_TO DO_
Reproduce nothing but the lines from the start of the material through the line that includes "import React from 'react';", both ends included, and omit every picture.

START COLLECTED MATERIAL

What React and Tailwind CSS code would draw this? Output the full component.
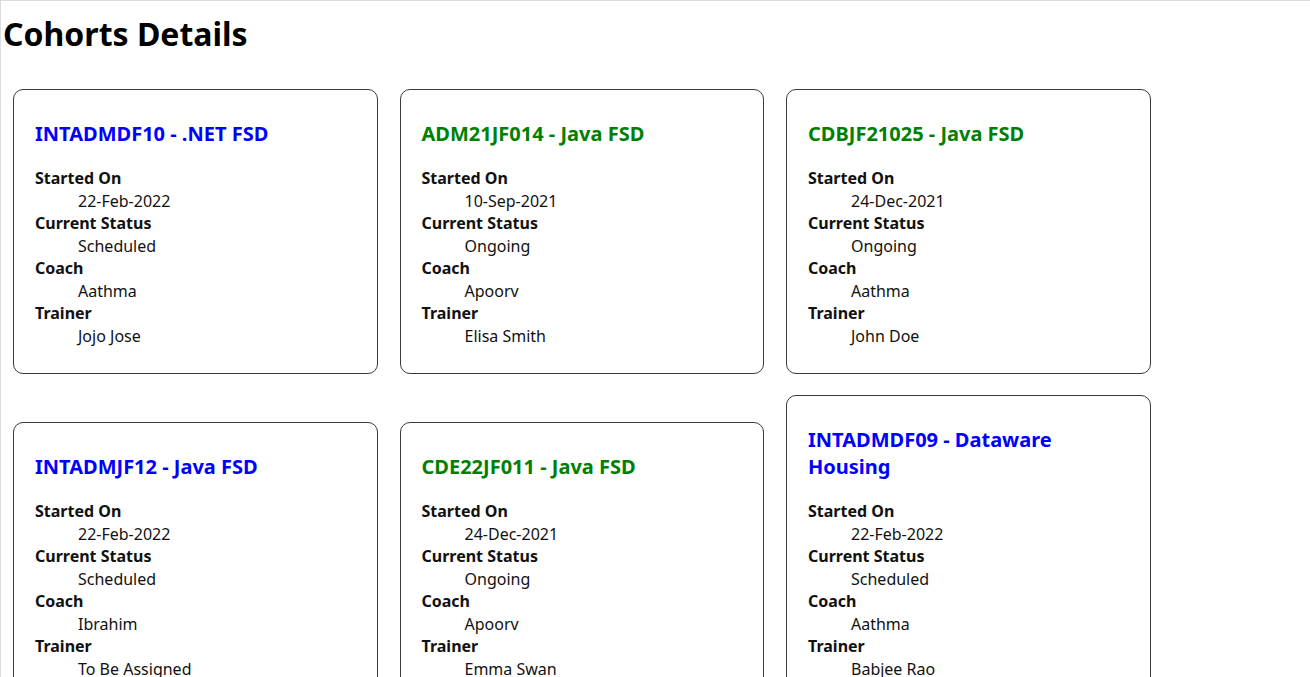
import React from 'react';

const cohorts = [
  { code: 'INTADMDF10', name: '.NET FSD', started: '22-Feb-2022', status: 'Scheduled', coach: 'Aathma', trainer: 'Jojo Jose' },
  { code: 'ADM21JF014', name: 'Java FSD', started: '10-Sep-2021', status: 'Ongoing', coach: 'Apoorv', trainer: 'Elisa Smith' },
  { code: 'CDBJF21025', name: 'Java FSD', started: '24-Dec-2021', status: 'Ongoing', coach: 'Aathma', trainer: 'John Doe' },
  { code: 'INTADMJF12', name: 'Java FSD', started: '22-Feb-2022', status: 'Scheduled', coach: 'Ibrahim', trainer: 'To Be Assigned' },
  { code: 'CDE22JF011', name: 'Java FSD', started: '24-Dec-2021', status: 'Ongoing', coach: 'Apoorv', trainer: 'Emma Swan' },
  { code: 'INTADMDF09', name: 'Dataware Housing', started: '22-Feb-2022', status: 'Scheduled', coach: 'Aathma', trainer: 'Babjee Rao' },
];

const CohortCard = ({ cohort }) => {
  const titleColor = cohort.status === 'Ongoing' ? 'text-[#008000]' : 'text-[#0000ff]';
  const rows = [
    ['Started On', cohort.started],
    ['Current Status', cohort.status],
    ['Coach', cohort.coach],
    ['Trainer', cohort.trainer],
  ];

  return (
    <div className="w-[364.5px] rounded-[10px] border border-[#3a3a3a] px-[21px] pt-[30px] pb-[26px]">
      <h3 className={`text-[20px] font-bold leading-[27px] ${titleColor}`}>
        {cohort.code} - {cohort.name}
      </h3>
      <dl className="mt-[20px] text-[16px] leading-[22.5px] text-[#111]">
        {rows.map(([label, value]) => (
          <React.Fragment key={label}>
            <dt className="font-bold">{label}</dt>
            <dd className="ml-[43px]">{value}</dd>
          </React.Fragment>
        ))}
      </dl>
    </div>
  );
};

export default function App() {
  return (
    <div
      className="min-h-[677px] border-t border-l border-[#dcdcdc] bg-white text-black"
      style={{ fontFamily: '"Noto Sans", "Open Sans", Arial, sans-serif' }}
    >
      <h1 className="pl-[2px] pt-[12px] text-[32px] font-bold leading-[42px]">Cohorts Details</h1>
      <div className="mt-[34px] flex flex-wrap items-end gap-x-[22px] gap-y-[21px] pl-[12px]">
        {cohorts.map((c) => (
          <CohortCard key={c.code} cohort={c} />
        ))}
      </div>
    </div>
  );
}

END COLLECTED MATERIAL

_IN RESPONSE_
What React and Tailwind CSS code would draw this? Output the full component.
import React from 'react';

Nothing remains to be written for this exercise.